Currency analysts noted that Trump’s remarks reinforced fears that a softer dollar could be an intentional policy outcome rather than a temporary fluctuation. Even without direct intervention, presidential rhetoric alone can move markets by shaping expectations around trade, interest rates, and global economic relationships.

The selloff echoed across broader financial markets. When the dollar last saw a comparable drop in April 2024, major stock indexes also slid sharply, reflecting investor unease about escalating trade disputes. While Tuesday’s equity market reaction was more muted, traders said the currency move signaled deeper uncertainty.

Economists remain divided on whether a weaker dollar ultimately benefits the U.S. economy. Supporters argue it boosts exports and manufacturing, while critics warn it erodes purchasing power and undermines confidence in U.S. financial leadership.
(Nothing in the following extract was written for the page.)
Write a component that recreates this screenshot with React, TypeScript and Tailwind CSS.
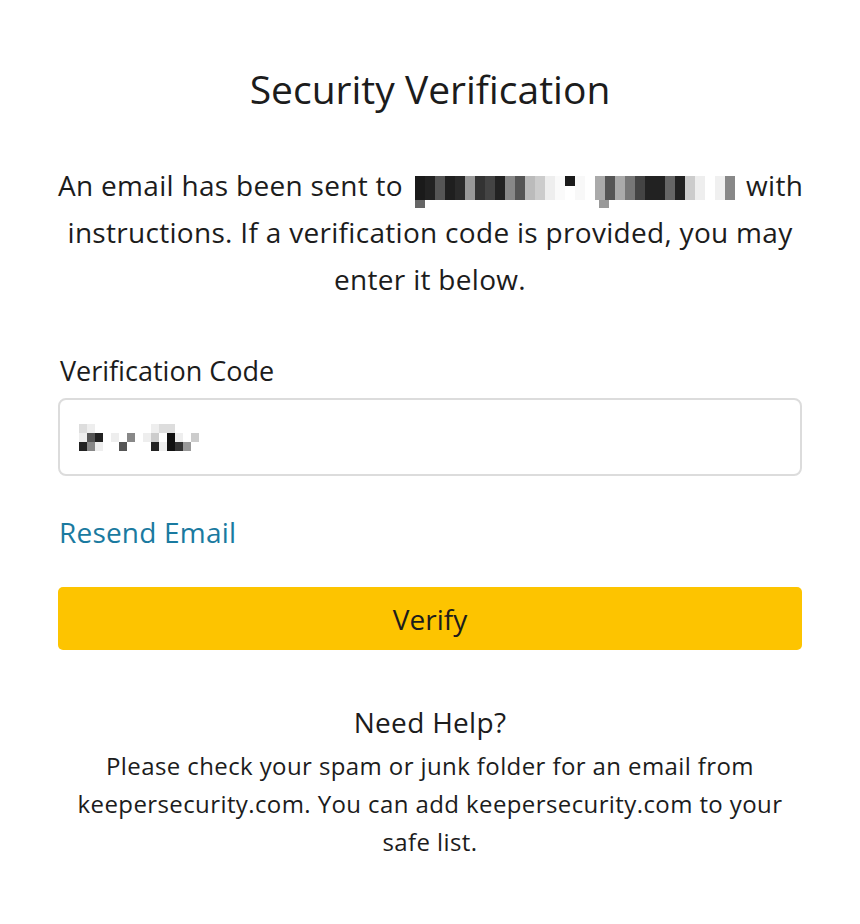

For investors, the message was clear: policy signals from the White House still matter. Trump’s embrace of a falling dollar revived questions about how far markets may be pushed by rhetoric alone, especially as global currencies, trade balances, and inflation pressures remain tightly intertwined.

As the dollar continues to hover near multi-year lows, analysts say future comments from Trump and other senior officials will be closely scrutinized for clues about whether this slide is an accident of markets or a feature of policy.